Thursday, May 12, 2016

Class and Family Cultures Play A Huge Role

It's amazing at how impactful social class status and individual family cultures play in our families and to us as individuals. How we're raised, and the environment that we're raised in, very much affects us and how we think, function, and raise our families. We had to watch a video for our class this week and it was really eye opening. It was about a woman named Tammy and her family. (You can go here to watch the video: Tammy's Story) Tammy is a single mom raising her kids. She never went to college and is in the low class. She works at Burger King everyday and walks 10 miles everyday to get there. Her oldest son is embarrassed with the life that he has. He wants to go to college and get up to middle class and actually do something with his life. Well in the second video of Tammy's story, she's still working at Burger King and her son's plans don't work out. He actually dropped out of high school with 6 months left and is basically still in the same life style that he grew up in and wanted to get out of. And one of the reasons he wasn't able to was because he didn't know how. Growing up, how he lived was all he knew. He didn't know how to make the short term goals that would help him accomplish the long term goals.
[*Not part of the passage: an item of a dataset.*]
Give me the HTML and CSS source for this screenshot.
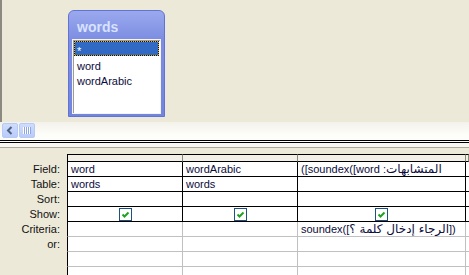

This also affects those who are in middle and upper class as well. For upper class lets say that someone owns a family business and wants their son to carry on the business but the son doesn't really want to. Like in Horton Hears A Who. Our class definitely plays a huge role in a family function.

Now for family cultures. These vary and change from family to family. What usually makes them change is from what happened in someone's family while growing up. So lets say that someone grew up in a family where they had to do a lot of chores and they absolutely hated it. So they decide that their kids will never have to do chores. Now you can say, "Well that's their choice if that's what they want to do." That is true. It's their home and their family. But it does also greatly impact their kids. Their kids won't know how to do a lot of basic things that they'll need to know when they go to live off on their own. And that will carry onto their kids and so on. So family cultures greatly affect each individual differently and depending on how they take that, will either keep or change those and then change how their family culture functions.

Thursday, May 5, 2016

Family Interaction In the Home

We had a really good discussion this week about the different types of interactions and how they affect families within the home. The one that I thought was most interesting, and found to be the most true, was the symbolic interaction.

Symbolic interaction is the most easily misunderstand type of interaction. It involves the objects, words, gestures, and actions that we use when we are interacting with other people. The reason it is so easily misunderstood is because everyone interrupts things very differently. Or they see it differently. For example: Say that my sister's room is just super messy and she's gone all of the time working. She comes home really tired and goes straight to bed. She doesn't have any free time and is always stressed. Sometimes she's not able to find anything in her room. So I decide to help her one day when I have some free time on my hands. While she is away, I clean up her room for her. It takes me awhile but I finally get it done and I wait excitedly for her to get home. When she does get home, she goes to  her room and gets upset. She's upset because she feels like someone cleaning her room shows that she's incapable and unable to do anything on her own. She may also feel that someone did it jsut because it wasn't the way that they liked it and she feels that it was an invasion of her space. Though that is not why I did it or how I meant it, that may be the way she might take it.

So it's very important that we have an understanding of each other and the way that each individual communicates. Many times, it's because of this understanding that can cause a lot of contention in the home. As a family interacts with each other more and continues to create a stronger bond, contention and misunderstanding will decrease. This will also help create more love and charity within the home. Family interaction is the most important interaction that anyone will have. The interaction that we have within our homes, is the same kind of interaction that we take with us when we interact with people outside our homes. It was a really interesting concept that I never really thought of before. It also helped explain so much of what has happened in my family.